Barber’s NAACP, backed by the Advancement Project, wants access to the lawmakers’ emails and other internal communications in order to bolster the case that the law’s Republican sponsors knowingly discriminated against racial minorities. In response, the state argued late last week that the communications are protected by legislative privilege.

In October, a GOP precinct chair resigned after saying that it would be OK if the law keeps "lazy blacks" from voting.

The spat comes as the civil rights groups add more claims to their lawsuit, which was originally filed in August. The U.S. Justice Department has filed its own lawsuit against the measure.

In new filings, the civil rights groups charge that the law discriminates against Latinos, not just African-Americans. And they challenge a provision of the law that scrapped a popular program allowing 16- and 17-year olds to pre-register to vote, arguing that the move is racially discriminatory because non-whites benefited from the program more than whites.

North Carolina’s voting law, signed into law last summer by Gov. Pat McCrory, a Republican, is the strictest in the country. It requires voters to present a limited range of government-issued photo IDs (student IDs aren’t allowed); cuts early voting; ends same-day voter registration; scraps the pre-registration program; bans paid voter registration drives; and makes it easier to challenge a voter’s eligibility, among other measures.

The law's sponsors moved ahead with the measure last summer after June's Supreme Court ruling that removed federal oversight from election changes made by most southern states. 

In their August filings, the civil rights groups argued that the voter ID provision, the early-voting cutbacks, and the end to same-day registration violate Section 2 of the Voting Rights Act, which bars racial discrimination in voting, and the 14th and 15th Amendments of the U.S. Constitution.

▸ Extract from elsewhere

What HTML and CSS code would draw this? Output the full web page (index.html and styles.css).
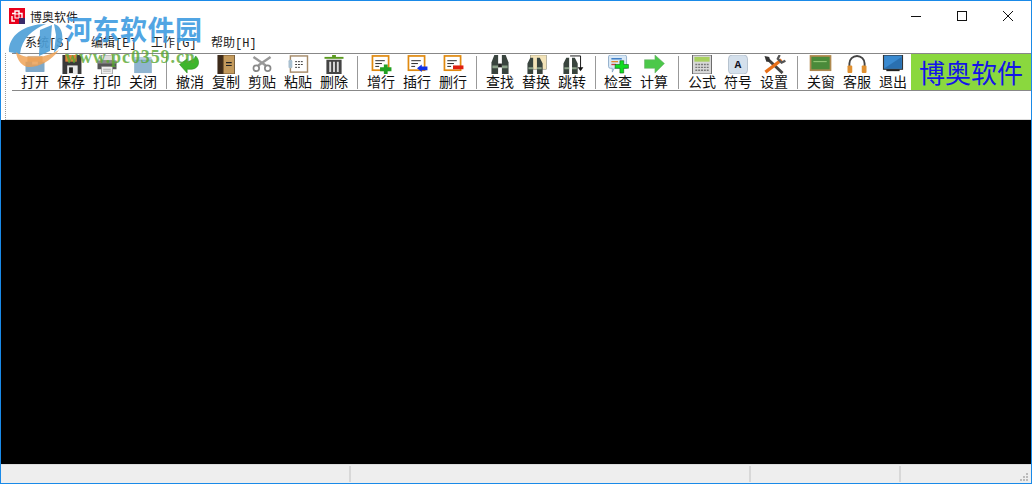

A wealth of evidence shows that non-whites are more likely than whites to lack ID, and to take advantage of early voting and same-day registration.

“When you look at all this together, it is, in fact, the worst voter suppression law since the days of Jim Crow,” Barber said Thursday.

The civil rights groups had said in a news advisory sent Wednesday that they would also be charging that the law violates the 24th Amendment’s ban on poll taxes. But Penda Hair, a co-director of the Advancement Project, said they no longer plan to make that claim.

Still, Hair said the groups view the photo ID provision as imposing a monetary cost on voters—despite the existence of free state IDs—because of the costs of acquiring the paperwork needed to obtain the ID. She said the plaintiffs might bring the poll tax charge in the future.

The voting law was just one component of an across-the-board rightward shift initiated by North Carolina Republicans after they took complete control of the state this year for the first time since Reconstruction.